Ketika Limbah Kulit Kopi di Ciwidey Tak Lagi Percuma

Ketika Limbah Kulit Kopi di Ciwidey Tak Lagi Percuma

ketika-limbah-kulit-kopi-di-ciwidey-tak-lagi-percuma
Pengabdian Masyarakat

Tim Dosen Pulang Kampung (Dospulkam) IPB University mengadakan pengabdian masyarakat dengan menyodorkan solusi pemanfaatan limbah kulit kopi di Ciwidey, Kabupaten Bandung, Jawa Barat.

Selama bertahun-tahun, limbah kulit kopi di Desa Margamulya, Kecamatan Pasir Jambu dan Ciwidey menjadi permasalahan lingkungan yang tak kunjung terselesaikan. 

Setiap musim panen, puluhan ton buah kopi diproses untuk diambil bijinya. Sementara limbah kulit kopi atau coffee pulp hanya ditumpuk di pinggir jalan, kebun, bahkan sungai kecil di sekitar desa.

Namun, kondisi tersebut mulai berubah berkat inisiatif Badan Usaha Milik Desa (BUMDes) Margamulya bersama tim Dospulkam IPB University. Bersama-sama mereka mengembangkan program inovatif untuk mengolah limbah kulit kopi menjadi pakan ternak kambing yang ramah lingkungan.

Ketua tim Dospulkam, Prof Yuli Retnani menyebut, inovasi ini menjadi angin segar bagi warga Margamulya yang mayoritas berprofesi sebagai petani kopi dan memelihara ternak dengan jumlah sedikit sebagai bentuk investasi.
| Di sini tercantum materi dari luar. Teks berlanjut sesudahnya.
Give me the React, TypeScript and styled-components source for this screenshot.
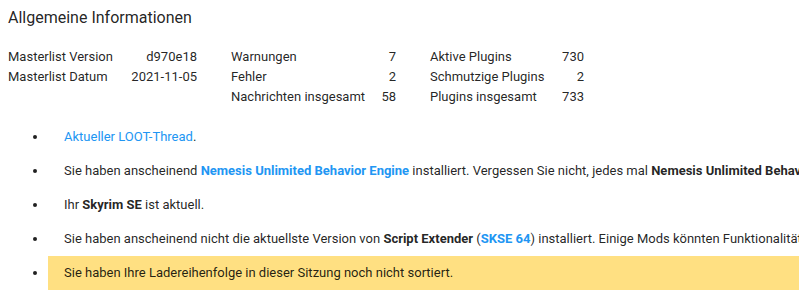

Selama ini, proses pengolahan kopi di Margamulya menghasilkan sekitar 8 ton buah kopi (cherry) per hari. Dari jumlah tersebut, sekitar 60 persen di antaranya adalah kulit kopi, sehingga setiap harinya dihasilkan setidaknya 5 ton limbah kulit kopi. 

“Dalam satu bulan, produksi jumlah kulit kopi yang terkumpul mencapai 150 ton. Kulit kopi yang merupakan limbah hasil pengelolaan ini terbuang secara cuma-cuma,” ujar Prof Yuli. 

Tanpa pengelolaan yang tepat, jumlah ini tentu sangat berpotensi mencemari lingkungan. Aroma asam menyengat dari kulit kopi fermentasi kerap dikeluhkan warga sekitar dan pengendara yang melintas. Kondisi ini diperparah saat musim hujan karena limbah mudah terbawa air dan mencemari tanah pertanian dan saluran air warga.

Melalui program Dospulkam, limbah kulit kopi tersebut kini diolah menjadi pakan mash (tepung halus) berkualitas untuk kambing. Proses pengolahannya cukup sederhana: kulit kopi dikeringkan secara alami di bawah sinar matahari hingga kadar airnya menurun, kemudian digiling menggunakan mesin grinder hingga berbentuk mash. 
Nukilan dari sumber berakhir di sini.